Procedimento nei confronti dell’ente e richiesta di riesame presentata dal difensore nominato dal legale rappresentante indagato in proprio: le precisazioni della Cassazione (Luigi Caravita, Giuseppe Manna e Marcello Manna)

La Cassazione penale, con la sentenza n. 9244/2025 della terza sezione penale (allegata alla fine del post in versione anonimizzata), è tornata a pronunciarsi in tema di d. lgs. 231/2001, una pronuncia di particolare importanza atteso che tratta congiuntamente il tema della legittimazione alla impugnazione dell’indagato e del terzo interessato.

Il Tribunale del Riesame di Reggio Calabria aveva dichiarato la inammissibilità del ricorso proposto dal legale rappresentante della società in quanto indagato e, di conseguenza, aveva ritenuto sussistente il divieto ex art. 39, del citato d.lgs.

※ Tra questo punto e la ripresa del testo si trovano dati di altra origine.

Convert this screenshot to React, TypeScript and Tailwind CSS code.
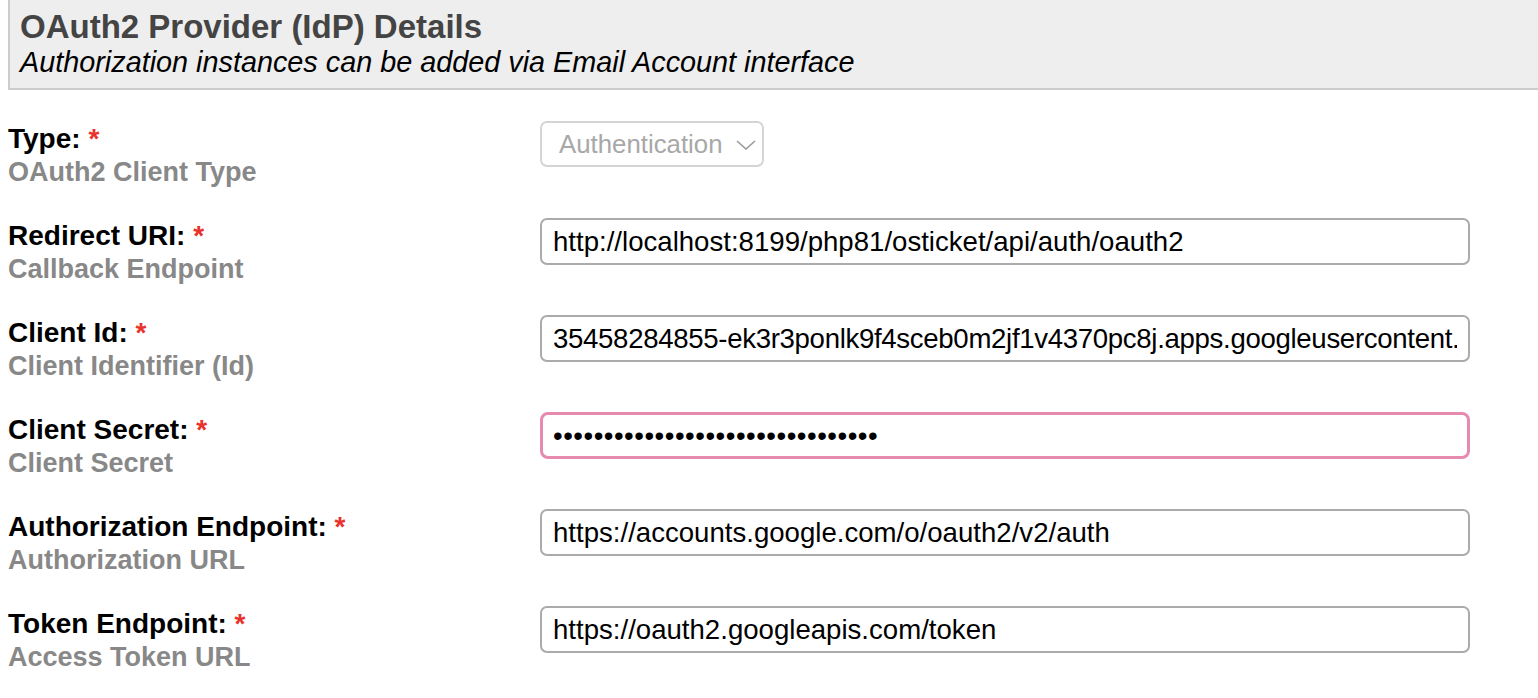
import React from 'react';

type Field = {
  label: string;
  hint: string;
  value?: string;
  kind: 'select' | 'text' | 'secret';
  tight?: boolean;
};

const fields: Field[] = [
  { label: 'Type:', hint: 'OAuth2 Client Type', kind: 'select', value: 'Authentication' },
  { label: 'Redirect URI:', hint: 'Callback Endpoint', kind: 'text', value: 'http://localhost:8199/php81/osticket/api/auth/oauth2' },
  {
    label: 'Client Id:',
    hint: 'Client Identifier (Id)',
    kind: 'text',
    value: '35458284855-ek3r3ponlk9f4sceb0m2jf1v4370pc8j.apps.googleusercontent.com',
    tight: true,
  },
  { label: 'Client Secret:', hint: 'Client Secret', kind: 'secret', value: 'GOCSPX-abcdefghijklmnopqrstuvwxy' },
  { label: 'Authorization Endpoint:', hint: 'Authorization URL', kind: 'text', value: 'https://accounts.google.com/o/oauth2/v2/auth' },
  { label: 'Token Endpoint:', hint: 'Access Token URL', kind: 'text', value: 'https://oauth2.googleapis.com/token' },
];

const FieldInput: React.FC<{ field: Field }> = ({ field }) => {
  if (field.kind === 'select') {
    return (
      <div className="flex h-[46px] w-[224px] items-center justify-between rounded-[7px] border-2 border-[#d4d4d4] pl-[17px] pr-[6px] text-[25.8px] text-[#a8a8a8]">
        <span>{field.value}</span>
        <svg width="20" height="10" viewBox="0 0 20 10" fill="none" className="mt-[2px]">
          <path d="M1 1l9 8 9-8" stroke="#9a9a9a" strokeWidth="1.6" />
        </svg>
      </div>
    );
  }

  const secret = field.kind === 'secret';
  return (
    <input
      readOnly
      type={secret ? 'password' : 'text'}
      value={field.value}
      className={
        secret
          ? 'h-[47px] w-[930px] rounded-[8px] border-[3px] border-[#e68ab0] bg-white pl-[10px] pr-[11px] text-[27.6px] tracking-[0.5px] text-black outline-none'
          : field.tight
            ? 'h-[47px] w-[930px] rounded-[7px] border-2 border-[#ababab] bg-white pl-[11px] pr-[11px] text-[27.6px] tracking-[-0.32px] text-black outline-none'
            : 'h-[47px] w-[930px] rounded-[7px] border-2 border-[#ababab] bg-white pl-[11px] pr-[11px] text-[27.6px] text-black outline-none'
      }
    />
  );
};

export default function App() {
  return (
    <div className="h-[698px] w-full overflow-hidden bg-white pl-2 font-['Liberation_Sans',Arial,sans-serif]">
      {/* Section header */}
      <div className="border-b-2 border-l-2 border-[#cccccc] bg-[#eeeeee] pb-[11px] pl-[10px] pt-[7px]">
        <h2 className="text-[33px] font-bold leading-[40px] text-[#444444]">OAuth2 Provider (IdP) Details</h2>
        <p className="text-[28.8px] italic leading-[30px] text-black">
          Authorization instances can be added via Email Account interface
        </p>
      </div>

      {/* Fields */}
      <div className="mt-[31px] flex flex-col">
        {fields.map((field) => (
          <div key={field.label} className="flex h-[97px] items-start">
            <div className="w-[532px] shrink-0 font-bold">
              <div className="mt-px text-[28px] leading-[33px] text-black">
                {field.label} <span className="text-[#e8322b]">*</span>
              </div>
              <div className="text-[27px] leading-[34px] text-[#888888]">{field.hint}</div>
            </div>
            <FieldInput field={field} />
          </div>
        ))}
      </div>
    </div>
  );
}
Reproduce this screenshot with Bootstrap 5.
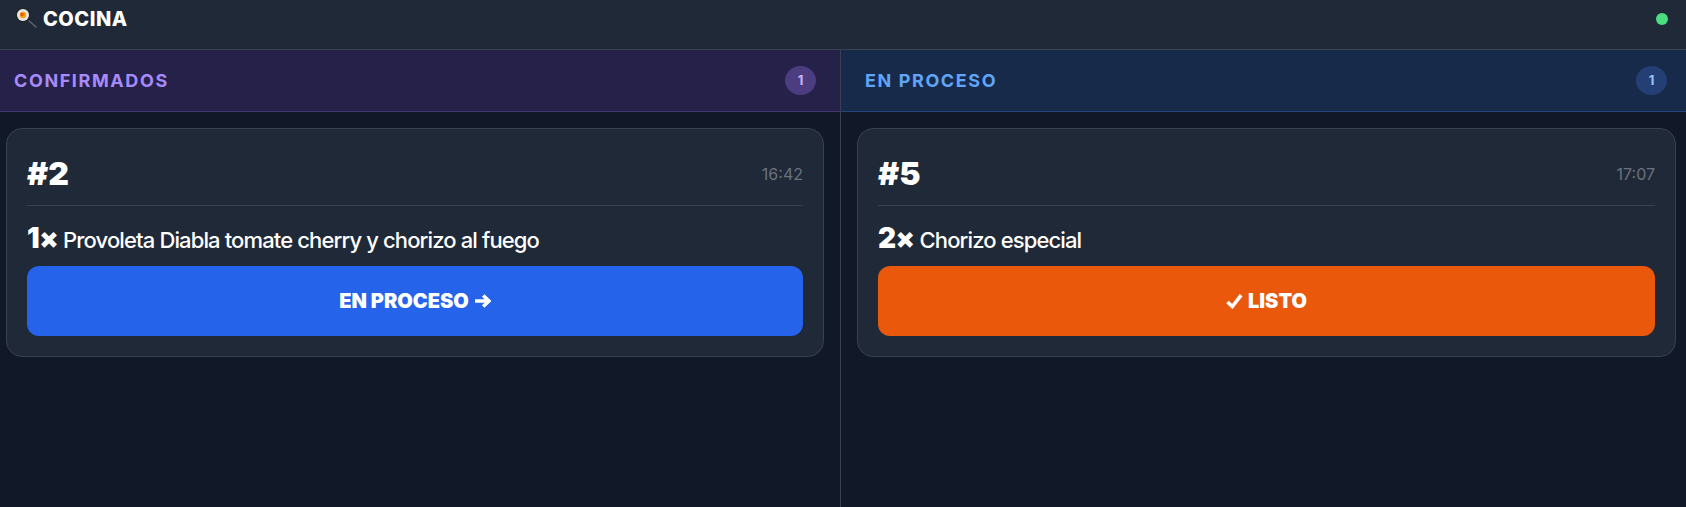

Il TDL aveva, inoltre, rigettato il ricorso del terzo interessato (medesima persona fisica ma titolare delle quote sociali) in quanto non legittimato ad addurre motivi inerenti i presupposti del sequestro, ma esclusivamente la titolarità del bene.

Con la sentenza richiamata, i giudici della Suprema Corte affrontano il tema della ammissibilità dell’istanza di riesame presentata dal legale rappresentante di un ente, avverso un provvedimento di sequestro dei beni societari, nel caso in cui la persona fisica sia indagata per il reato presupposto dell’illecito amministrativo da reato per il quale si è proceduto ad iscrizione della società nel registro degli indagati e, però, al momento della presentazione del ricorso non si abbia alcuna conoscenza della pendenza del procedimento sulla responsabilità degli enti.

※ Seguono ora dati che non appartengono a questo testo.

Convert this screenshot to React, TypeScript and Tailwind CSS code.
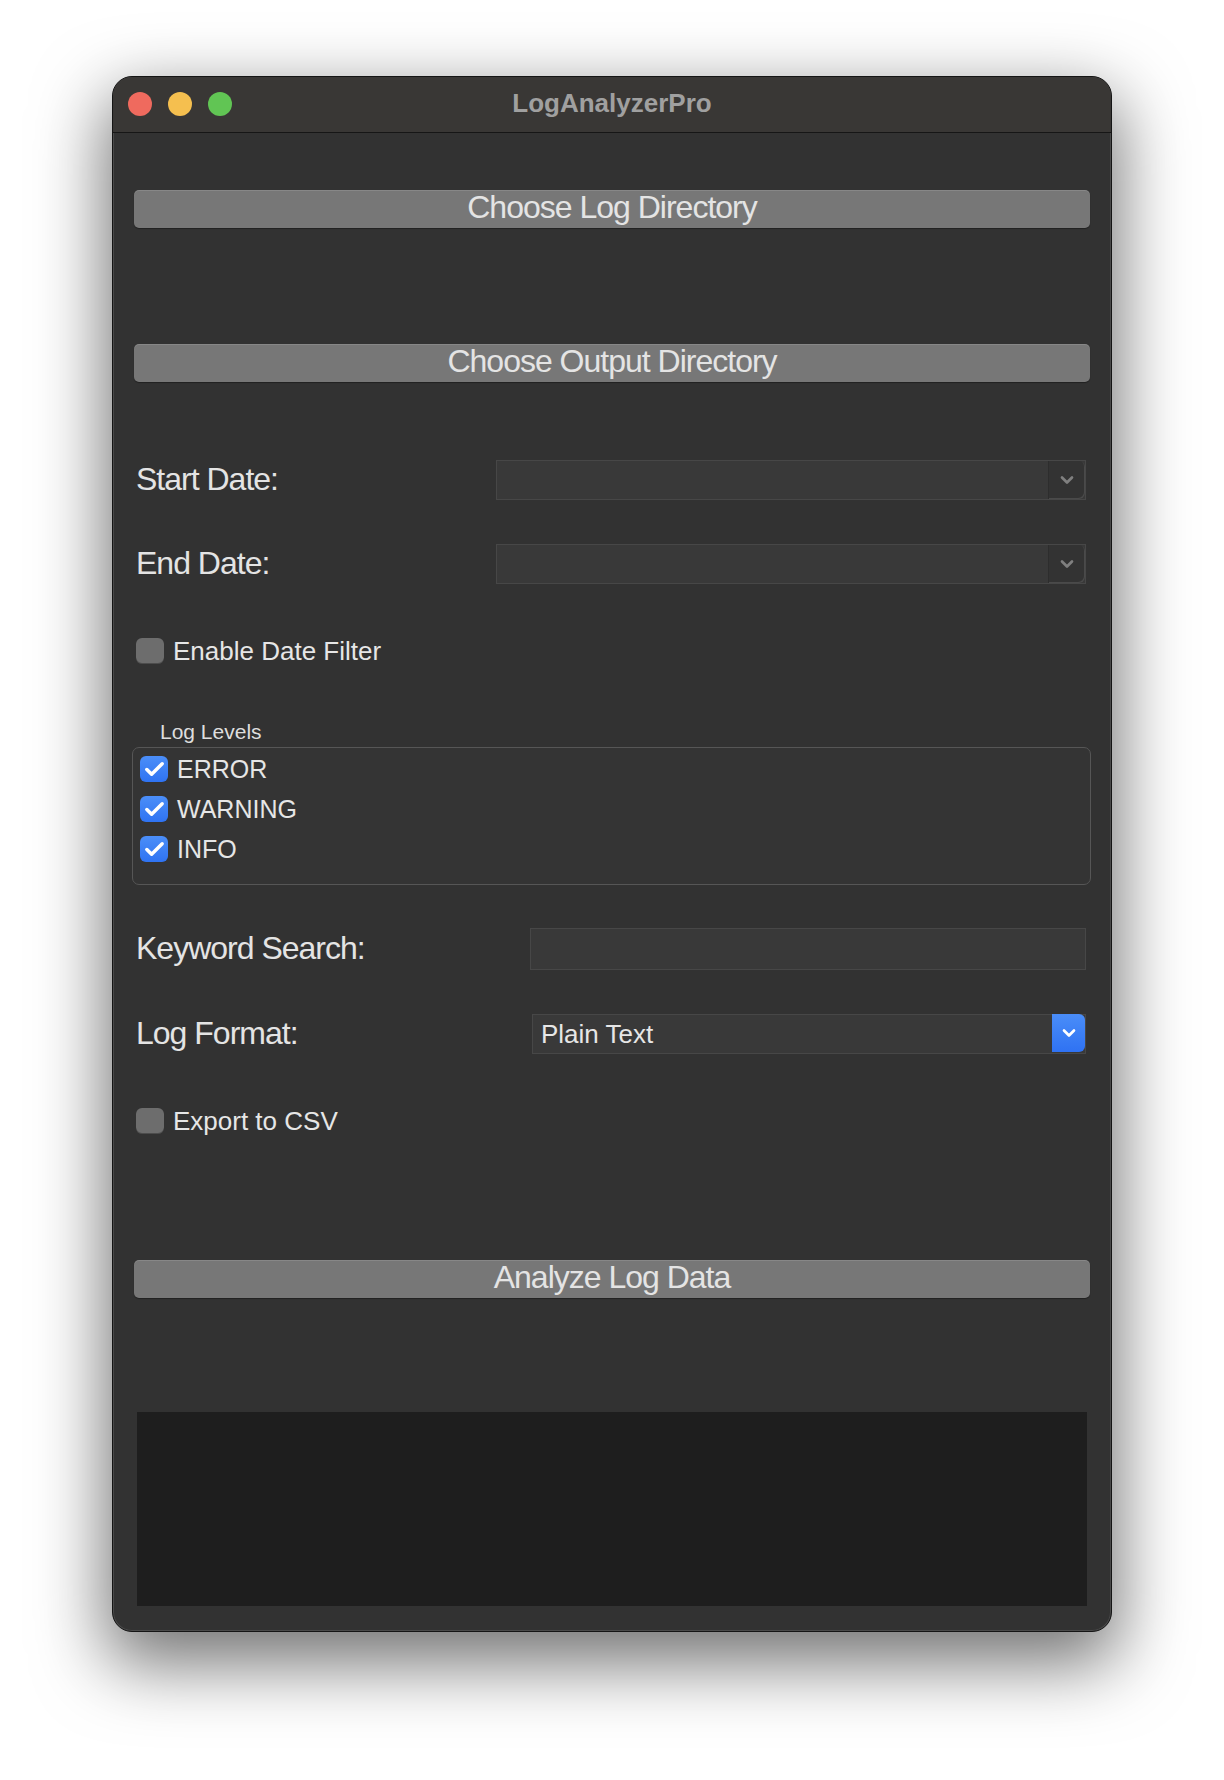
import { Check, ChevronDown } from 'lucide-react';

// Label column text, rendered like Tk's condensed Helvetica
const labelCls = "font-['Liberation_Sans',Arial,sans-serif] text-[32px] leading-none tracking-[-1px] text-[#e4e4e4]";
const smallCls = "font-['Liberation_Sans',Arial,sans-serif] text-[26px] leading-none text-[#e6e6e6]";

function ToolButton({ label, className = '' }: { label: string; className?: string }) {
    return (
        <button
            className={`h-[38px] w-full rounded-[5px] bg-[#777777] shadow-[inset_0_1px_0_rgba(255,255,255,0.12),0_1px_1px_rgba(0,0,0,0.35)] flex items-center justify-center pb-[4px] ${labelCls} ${className}`}
        >
            {label}
        </button>
    );
}

function DateCombo() {
    return (
        <div className="flex-1 h-[40px] mr-[4px] flex bg-[#393939] border border-[#474747]">
            <div className="flex-1" />
            <div className="w-[37px] h-full border-l border-[#2d2d2d] rounded-r-[6px] bg-[#333333] shadow-[inset_-1px_-1px_0_#4a4a4a] flex items-center justify-center">
                <ChevronDown className="w-[20px] h-[20px] text-[#808080]" strokeWidth={3.2} />
            </div>
        </div>
    );
}

function PlainCheck({ label }: { label: string }) {
    return (
        <div className="flex items-center h-[26px] ml-[2px] gap-[9px]">
            <span className="w-[28px] h-[26px] rounded-[6px] bg-[#6d6d6d] shadow-[inset_0_-1px_0_rgba(0,0,0,0.3)]" />
            <span className={smallCls}>{label}</span>
        </div>
    );
}

function LevelCheck({ label }: { label: string }) {
    return (
        <div className="flex items-center h-[26px] gap-[9px]">
            <span className="w-[28px] h-[26px] rounded-[6px] bg-gradient-to-b from-[#4b8ef8] to-[#2f73f2] flex items-center justify-center">
                <Check className="w-[23px] h-[23px] text-white" strokeWidth={3.6} />
            </span>
            <span className="font-['Liberation_Sans',Arial,sans-serif] text-[25px] leading-none text-[#e6e6e6]">{label}</span>
        </div>
    );
}

export default function App() {
    return (
        <div className="min-h-[1780px] w-[1224px] bg-white pt-[76px] pl-[112px]">
            {/* Window */}
            <div className="w-[1000px] h-[1556px] rounded-[20px] overflow-hidden bg-[#323232] border border-[#151515] shadow-[0_26px_70px_6px_rgba(0,0,0,0.55),inset_0_0_0_1px_rgba(255,255,255,0.12)] flex flex-col">
                {/* Title bar */}
                <div className="relative h-[56px] shrink-0 bg-[#393735] border-b border-[#161616] flex items-center justify-center">
                    <div className="absolute left-[15px] top-[15px] flex gap-[16px]">
                        <span className="w-[24px] h-[24px] rounded-full bg-[#ef6a5e]" />
                        <span className="w-[24px] h-[24px] rounded-full bg-[#f5bf4f]" />
                        <span className="w-[24px] h-[24px] rounded-full bg-[#61c554]" />
                    </div>
                    <span className="font-['Liberation_Sans',Arial,sans-serif] font-bold text-[26px] text-[#a0a0a0] pb-[2px]">LogAnalyzerPro</span>
                </div>

                {/* Content */}
                <div className="flex flex-col px-[21px]">
                    <ToolButton label="Choose Log Directory" className="mt-[57px]" />
                    <ToolButton label="Choose Output Directory" className="mt-[116px]" />

                    <div className="mt-[78px] flex items-center h-[40px]">
                        <span className={`${labelCls} w-[362px] pl-[2px] pb-[2px]`}>Start Date:</span>
                        <DateCombo />
                    </div>
                    <div className="mt-[44px] flex items-center h-[40px]">
                        <span className={`${labelCls} w-[362px] pl-[2px] pb-[2px]`}>End Date:</span>
                        <DateCombo />
                    </div>

                    <div className="mt-[54px]">
                        <PlainCheck label="Enable Date Filter" />
                    </div>

                    <div className="mt-[56px] h-[24px] pl-[26px] flex items-center font-['Liberation_Sans',Arial,sans-serif] text-[21px] text-[#dedede]">
                        Log Levels
                    </div>
                    <div className="mt-[3px] -ml-[2px] w-[959px] h-[138px] rounded-[7px] border border-[#565656] bg-[#343434] pt-[8px] pl-[7px] flex flex-col gap-[14px]">
                        <LevelCheck label="ERROR" />
                        <LevelCheck label="WARNING" />
                        <LevelCheck label="INFO" />
                    </div>

                    <div className="mt-[43px] flex items-center h-[42px]">
                        <span className={`${labelCls} w-[396px] pl-[2px] pb-[2px]`}>Keyword Search:</span>
                        <div className="flex-1 h-full mr-[4px] bg-[#393939] border border-[#474747]" />
                    </div>

                    <div className="mt-[44px] flex items-center h-[40px]">
                        <span className={`${labelCls} w-[398px] pl-[2px] pb-[2px]`}>Log Format:</span>
                        <div className="flex-1 h-full mr-[4px] flex bg-[#393939] border border-[#474747]">
                            <span className={`${smallCls} flex-1 flex items-center pl-[8px] text-[#e2e2e2]`}>Plain Text</span>
                            <div className="w-[33px] h-full -my-px rounded-r-[6px] bg-gradient-to-b from-[#4a8df8] to-[#2f72f3] flex items-center justify-center">
                                <ChevronDown className="w-[20px] h-[20px] text-white" strokeWidth={3.2} />
                            </div>
                        </div>
                    </div>

                    <div className="mt-[54px]">
                        <PlainCheck label="Export to CSV" />
                    </div>

                    <ToolButton label="Analyze Log Data" className="mt-[126px]" />

                    <div className="mt-[114px] ml-[3px] mr-[3px] h-[194px] bg-[#1e1e1e]" />
                </div>
            </div>
        </div>
    );
}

Nel ribadire il principio, espresso dalle Sezioni unite, della inammissibilità per difetto di legittimazione della richiesta di riesame presentata dal difensore nominato dal legale rappresentante che sia indagato del reato da cui dipende l’illecito amministrativo (SS.UU. 33041/2015), ne precisano i limiti di operatività.

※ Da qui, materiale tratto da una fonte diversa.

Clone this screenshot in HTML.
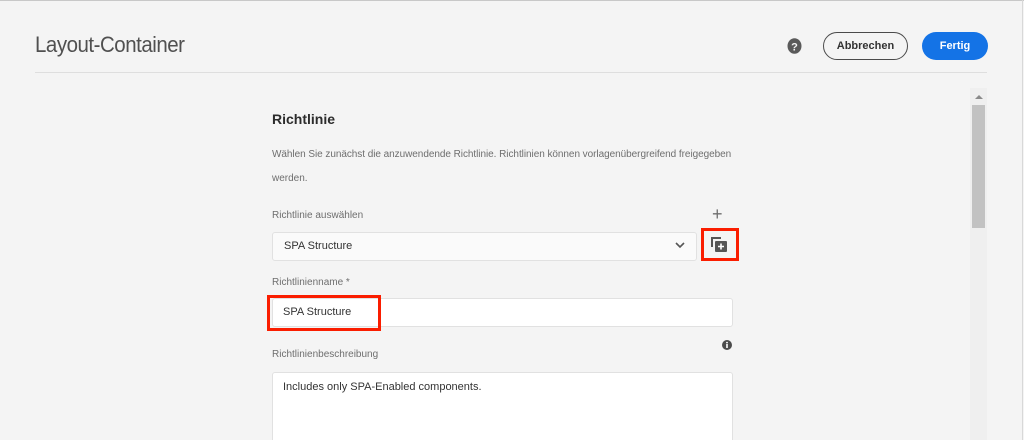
<!DOCTYPE html>
<html style="width:1024px;height:440px;overflow:hidden"><head><meta charset="utf-8"><style>
*{margin:0;padding:0;box-sizing:border-box}
body{width:1024px;height:440px;overflow:hidden;background:#f4f4f4;font-family:"Liberation Sans",sans-serif;position:relative;color:#4b4b4b}
.a{position:absolute;white-space:nowrap}
.btn{display:flex;align-items:center;justify-content:center;font-size:11px;font-weight:bold}
</style></head><body>
<div class="a" style="left:0;top:0;width:1024px;height:1px;background:#c8c8c8"></div>
<div class="a" style="right:1px;top:0;width:1px;height:440px;background:#d8d8d8"></div>
<div class="a" style="left:35px;top:32px;font-size:22px;color:#505050;letter-spacing:-0.5px;transform:scaleX(0.93);transform-origin:left">Layout-Container</div>
<svg class="a" style="left:787px;top:38px" width="15" height="16" viewBox="0 0 15 16"><ellipse cx="7.5" cy="8" rx="7" ry="7.8" fill="#5a5a5a"/><text x="7.5" y="12.3" font-size="11" font-weight="bold" text-anchor="middle" fill="#f4f4f4" font-family="Liberation Sans">?</text></svg>
<div class="a btn" style="left:823px;top:32px;width:85px;height:28px;border:1.5px solid #4b4b4b;border-radius:14px;color:#333">Abbrechen</div>
<div class="a btn" style="left:922px;top:32px;width:66px;height:28px;background:#1473e6;border-radius:14px;color:#fff">Fertig</div>
<div class="a" style="left:35px;top:72px;width:952px;height:1px;background:#dedede"></div>
<div class="a" style="left:970px;top:88px;width:17px;height:352px;background:#efefef"></div>
<div class="a" style="top:95px;width:0;height:0;border-left:4px solid transparent;border-right:4px solid transparent;border-bottom:4px solid #8a8a8a;left:975px"></div>
<div class="a" style="left:972px;top:105px;width:13px;height:123px;background:#c2c2c2"></div>
<div class="a" style="left:272px;top:111px;font-size:14px;font-weight:bold;color:#2c2c2c">Richtlinie</div>
<div class="a" style="left:272px;top:149px;font-size:10px;color:#6e6e6e;letter-spacing:-0.05px">Wählen Sie zunächst die anzuwendende Richtlinie. Richtlinien können vorlagenübergreifend freigegeben</div>
<div class="a" style="left:272px;top:173px;font-size:10px;color:#6e6e6e">werden.</div>
<div class="a" style="left:272px;top:210px;font-size:10px;color:#6e6e6e">Richtlinie auswählen</div>
<div class="a" style="left:712px;top:205px;font-size:18px;color:#6e6e6e;line-height:18px">+</div>
<div class="a" style="left:272px;top:232px;width:425px;height:29px;background:#fafafa;border:1px solid #e1e1e1;border-radius:3px;font-size:11px;line-height:27px;padding-left:11px;color:#333">SPA Structure</div>
<svg class="a" style="left:674px;top:241px" width="12" height="8" viewBox="0 0 12 8"><path d="M2 2 L6 6 L10 2" fill="none" stroke="#555" stroke-width="1.6"/></svg>
<div class="a" style="left:701px;top:228px;width:38px;height:33px;border:3px solid #fa1d00"></div>
<svg class="a" style="left:711px;top:237px" width="16" height="15" viewBox="0 0 16 15"><path d="M0 0h10v2H2v8H0z" fill="#555"/><rect x="4" y="4" width="12" height="11" rx="1" fill="#555"/><path d="M10 6.5v6M7 9.5h6" stroke="#fff" stroke-width="1.6"/></svg>
<div class="a" style="left:272px;top:277px;font-size:10px;color:#6e6e6e">Richtlinienname *</div>
<div class="a" style="left:272px;top:298px;width:461px;height:29px;background:#fff;border:1px solid #e1e1e1;border-radius:3px"></div>
<div class="a" style="left:267px;top:295px;width:114px;height:36px;border:3px solid #fa1d00"></div>
<div class="a" style="left:283px;top:306px;font-size:11px;color:#333">SPA Structure</div>
<div class="a" style="left:272px;top:349px;font-size:10px;color:#6e6e6e">Richtlinienbeschreibung</div>
<svg class="a" style="left:722px;top:340px" width="10" height="10" viewBox="0 0 10 10"><circle cx="5" cy="5" r="5" fill="#4b4b4b"/><rect x="4.2" y="4" width="1.6" height="4" fill="#fff"/><circle cx="5" cy="2.6" r="0.9" fill="#fff"/></svg>
<div class="a" style="left:272px;top:372px;width:461px;height:68px;background:#fff;border:1px solid #e1e1e1;border-bottom:none;border-radius:3px 3px 0 0"></div>
<div class="a" style="left:283px;top:381px;font-size:11px;color:#333">Includes only SPA-Enabled components.</div>
</body></html>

In particolare, esso non può trovare applicazione nel caso in cui l’ente ed il suo legale rappresentante, non abbiano alcuna notizia o conoscenza della pendenza del procedimento a carico del soggetto giuridico.

In tali casi, del tutto legittimamente, l’ente assume la veste di “terzo interessato” dal sequestro e spetta al suo legale rappresentante, sia pur indagato, la facoltà di nomina del legale e la conseguente proposizione del ricorso in quanto, in tali casi, non opera il divieto posto dal citato art. 39.

La Corte precisa, inoltre, che non sussiste alcun obbligo per l’ente di informarsi di propria iniziativa della sussistenza di un procedimento a suo carico.

Ciò che rileva, dunque, è la effettiva conoscenza della esistenza di un procedimento a carico dell’ente e non una conoscibilità potenziale.

La sentenza tratta in ultimo anche il tema relativo alla possibilità per il terzo interessato dal sequestro di contestare non solo la legittima provenienza (titolarità) del bene ma anche i presupposti applicativi del sequestro stesso. La Corte avalla tale ultima soluzione ritenendo accoglibile il ricorso del terzo interessato con cui siano stati contestati anche i presupposti applicativi del sequestro con particolare riferimento al fumus, al periculum ed alla pertinenzialità dei beni con il reato spingendosi finanche ad onerare il TDR in sede di rinvio a verificare la sussistenza dell’elemento soggettivo del reato ipotizzato.